- Supplied data:
= = = =

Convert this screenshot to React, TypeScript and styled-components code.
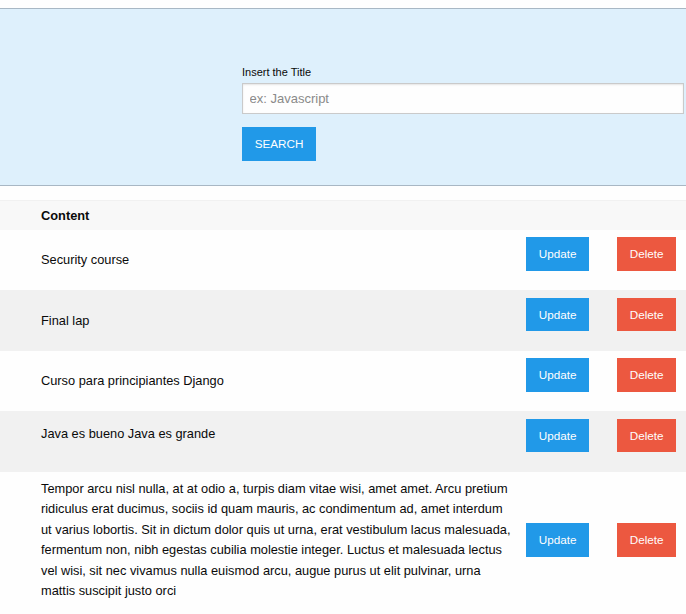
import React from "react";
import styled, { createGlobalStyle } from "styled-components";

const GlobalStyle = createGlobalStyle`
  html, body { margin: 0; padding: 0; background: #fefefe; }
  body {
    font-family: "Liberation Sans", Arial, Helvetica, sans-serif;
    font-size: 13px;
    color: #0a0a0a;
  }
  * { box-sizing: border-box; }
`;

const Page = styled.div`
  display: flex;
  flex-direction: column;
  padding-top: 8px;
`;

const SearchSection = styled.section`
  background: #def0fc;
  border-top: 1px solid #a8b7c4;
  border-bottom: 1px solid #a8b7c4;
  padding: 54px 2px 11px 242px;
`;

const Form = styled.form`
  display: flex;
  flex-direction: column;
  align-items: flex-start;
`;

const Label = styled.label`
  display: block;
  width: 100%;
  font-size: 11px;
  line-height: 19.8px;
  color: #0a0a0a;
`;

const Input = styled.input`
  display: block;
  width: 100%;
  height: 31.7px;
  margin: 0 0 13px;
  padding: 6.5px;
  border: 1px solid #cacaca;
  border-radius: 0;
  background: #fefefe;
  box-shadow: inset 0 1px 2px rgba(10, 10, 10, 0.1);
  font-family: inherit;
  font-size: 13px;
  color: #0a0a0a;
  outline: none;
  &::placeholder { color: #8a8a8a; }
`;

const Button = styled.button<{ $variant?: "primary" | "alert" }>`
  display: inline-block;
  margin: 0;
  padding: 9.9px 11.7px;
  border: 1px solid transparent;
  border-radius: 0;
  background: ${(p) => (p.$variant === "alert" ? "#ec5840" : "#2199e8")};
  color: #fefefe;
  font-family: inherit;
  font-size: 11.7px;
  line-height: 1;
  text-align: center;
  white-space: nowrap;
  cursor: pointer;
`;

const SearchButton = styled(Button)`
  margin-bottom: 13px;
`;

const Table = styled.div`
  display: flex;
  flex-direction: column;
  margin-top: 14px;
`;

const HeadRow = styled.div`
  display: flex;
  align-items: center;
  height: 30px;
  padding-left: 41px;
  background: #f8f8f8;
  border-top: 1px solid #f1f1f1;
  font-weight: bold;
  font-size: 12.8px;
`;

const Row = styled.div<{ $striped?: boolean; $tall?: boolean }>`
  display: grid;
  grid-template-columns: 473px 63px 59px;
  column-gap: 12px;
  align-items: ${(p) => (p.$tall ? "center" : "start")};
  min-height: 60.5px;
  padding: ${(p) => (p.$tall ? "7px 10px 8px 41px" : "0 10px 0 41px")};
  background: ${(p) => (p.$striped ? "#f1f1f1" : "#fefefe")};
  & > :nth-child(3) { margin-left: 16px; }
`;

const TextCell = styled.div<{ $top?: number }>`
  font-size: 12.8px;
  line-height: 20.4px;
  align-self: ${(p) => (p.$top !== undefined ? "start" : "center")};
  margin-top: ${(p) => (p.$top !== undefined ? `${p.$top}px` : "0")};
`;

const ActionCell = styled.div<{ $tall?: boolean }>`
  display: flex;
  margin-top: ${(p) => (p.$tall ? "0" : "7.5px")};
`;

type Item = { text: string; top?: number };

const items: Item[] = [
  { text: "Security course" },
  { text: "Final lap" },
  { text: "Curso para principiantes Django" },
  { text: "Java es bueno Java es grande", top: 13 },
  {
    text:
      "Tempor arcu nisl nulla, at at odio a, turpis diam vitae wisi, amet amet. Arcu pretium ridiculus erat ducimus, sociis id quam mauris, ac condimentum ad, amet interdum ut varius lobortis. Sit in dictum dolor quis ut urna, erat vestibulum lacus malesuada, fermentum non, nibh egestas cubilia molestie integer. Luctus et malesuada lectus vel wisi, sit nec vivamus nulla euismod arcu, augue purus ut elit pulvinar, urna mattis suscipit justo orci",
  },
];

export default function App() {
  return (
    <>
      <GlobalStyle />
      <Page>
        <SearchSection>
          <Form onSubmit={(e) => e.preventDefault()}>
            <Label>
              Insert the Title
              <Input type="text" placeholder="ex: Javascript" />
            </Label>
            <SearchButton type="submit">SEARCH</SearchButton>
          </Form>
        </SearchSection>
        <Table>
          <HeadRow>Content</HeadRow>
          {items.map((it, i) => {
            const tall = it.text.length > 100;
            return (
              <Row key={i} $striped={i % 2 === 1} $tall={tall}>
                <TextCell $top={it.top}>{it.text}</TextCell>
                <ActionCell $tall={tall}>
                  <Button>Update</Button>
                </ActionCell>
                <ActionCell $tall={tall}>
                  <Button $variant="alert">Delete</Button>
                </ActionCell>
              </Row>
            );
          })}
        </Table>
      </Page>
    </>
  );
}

= = = =

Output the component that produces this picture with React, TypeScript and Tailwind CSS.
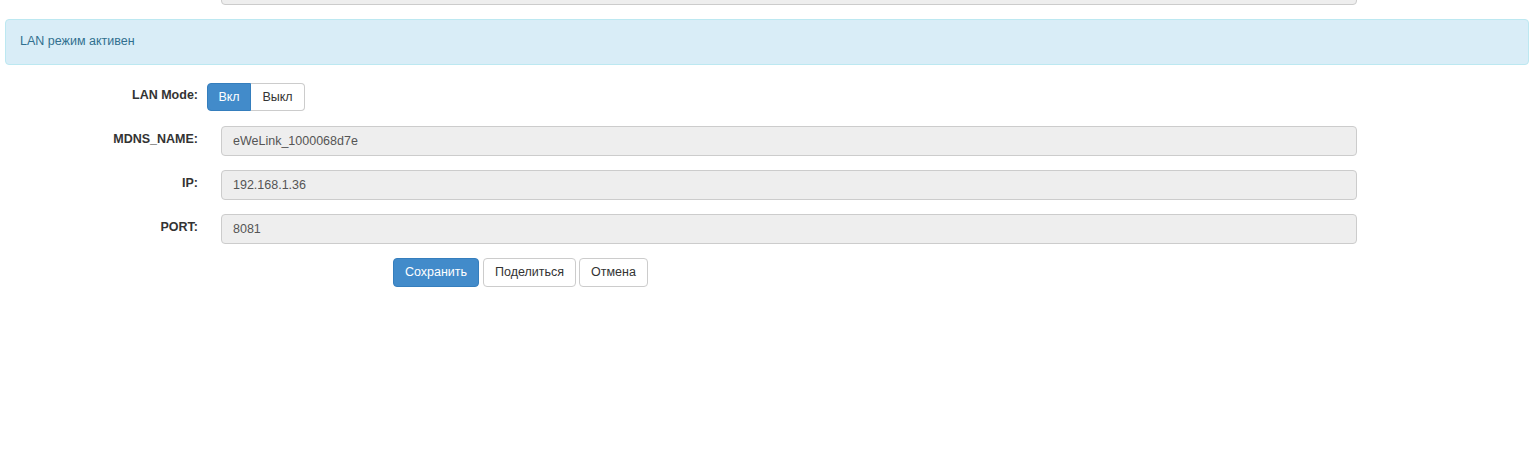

= = = =

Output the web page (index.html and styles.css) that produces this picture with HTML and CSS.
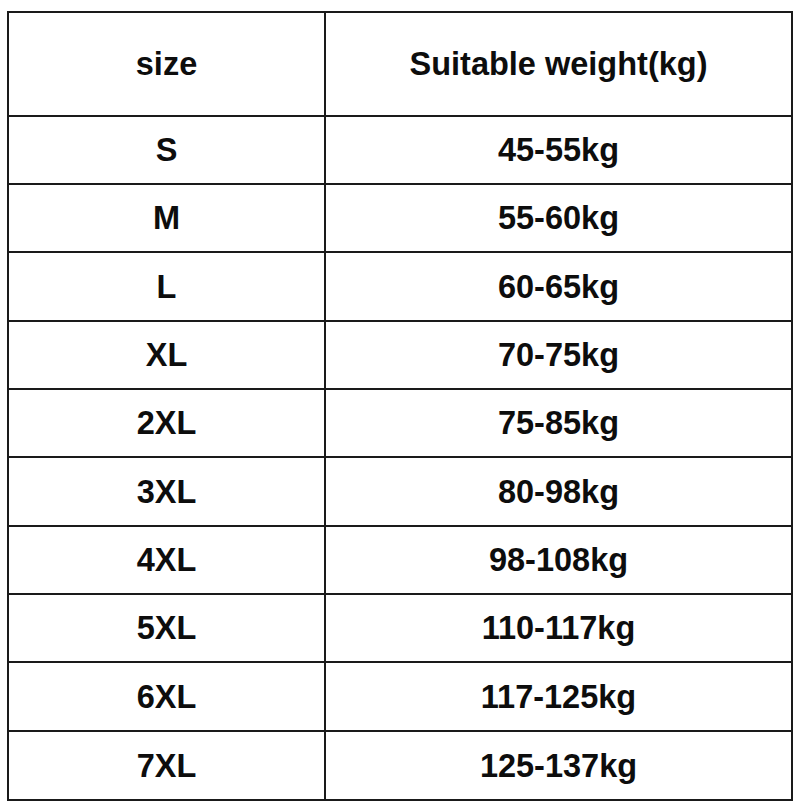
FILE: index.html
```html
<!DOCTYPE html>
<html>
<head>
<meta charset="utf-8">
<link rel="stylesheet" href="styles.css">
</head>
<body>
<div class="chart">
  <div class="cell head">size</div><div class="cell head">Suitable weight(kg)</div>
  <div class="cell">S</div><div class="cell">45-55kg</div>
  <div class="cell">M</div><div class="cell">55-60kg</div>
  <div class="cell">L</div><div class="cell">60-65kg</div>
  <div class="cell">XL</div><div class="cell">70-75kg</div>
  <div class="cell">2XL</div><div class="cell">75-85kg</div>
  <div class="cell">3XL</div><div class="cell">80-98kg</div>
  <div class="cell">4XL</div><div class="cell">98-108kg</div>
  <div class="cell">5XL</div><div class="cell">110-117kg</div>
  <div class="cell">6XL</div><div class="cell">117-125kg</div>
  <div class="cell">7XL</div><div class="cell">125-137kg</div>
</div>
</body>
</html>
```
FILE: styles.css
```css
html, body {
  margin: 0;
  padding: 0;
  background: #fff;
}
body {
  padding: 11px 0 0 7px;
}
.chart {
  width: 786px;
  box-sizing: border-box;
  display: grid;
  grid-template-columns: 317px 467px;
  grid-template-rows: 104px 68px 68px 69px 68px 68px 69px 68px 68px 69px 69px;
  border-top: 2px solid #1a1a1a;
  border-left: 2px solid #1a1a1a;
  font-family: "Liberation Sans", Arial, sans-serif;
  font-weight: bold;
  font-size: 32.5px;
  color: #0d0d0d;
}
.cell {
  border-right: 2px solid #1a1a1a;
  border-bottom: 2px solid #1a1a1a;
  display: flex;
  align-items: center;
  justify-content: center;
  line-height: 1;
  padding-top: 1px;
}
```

= = = =

- Given exercise: Check every line for "components" and show the ones that have it.

- In response:
Convert this screenshot to React, TypeScript and styled-components code.
import styled, { createGlobalStyle } from "styled-components";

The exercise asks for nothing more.